The links being shared
When tweeting, lots of people use links either to support their case with facts or just share funny memes, so obviously, there are many links related to the election floating around. By identifying the most popular links over a 24-hour period, the WSO2 Election Monitor shows another aspect of what people are thinking.
Under the hood, the WSO2 Complex Event Processor counts the number of times a URL appears in the tweets the Election Monitor has collected and the ones with the highest popularity are displayed.
What the media thinks
While its previous components showed us what the people were thinking, the last component of the WSO2 Election Monitor helps you understand what the media is saying. In any election, the media plays a key role in influencing the decisions of voters, and as such it’s important to understand how the media portrays each candidate.

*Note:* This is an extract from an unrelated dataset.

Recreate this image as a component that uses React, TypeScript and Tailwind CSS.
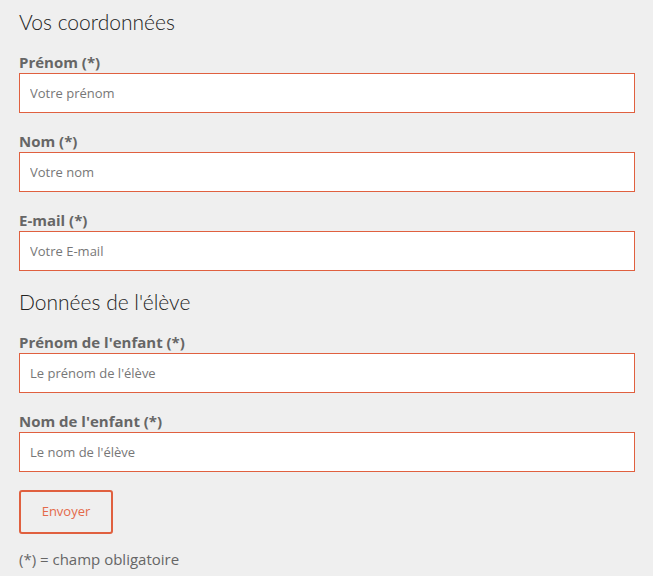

To get an idea of how the media portrays each candidate, the Election Monitor has a line graph that shows the media sentiment over time. This is calculated by collecting the most relevant news stories for a candidate via Google News. Each story is then broken down and the sentences analyzed using the WSO2 Complex Event Processor. By counting the number of positive and negative sentences, a sentiment score is generated, which is used to identify whether an article portrays a candidate in a positive or negative light.
The WSO2 Election Monitor is an amazing system. It collects a massive amount of data every second, processes it, and then spits out easy-to-digest facts that give an overview of the US Presidential Election. However, as the WSO2 Election Monitor team points out, sentiment analysis isn’t perfect. It’s a challenge to obtain 100% accuracy in determining whether a person is saying something good or bad – sarcasm would be an added challenge. Nonetheless, it is a powerful tool, and if you want to get real-time updates from multiple sources to find out what people are saying about the US Presidential Election and what’s happening, it’s is a great place to start.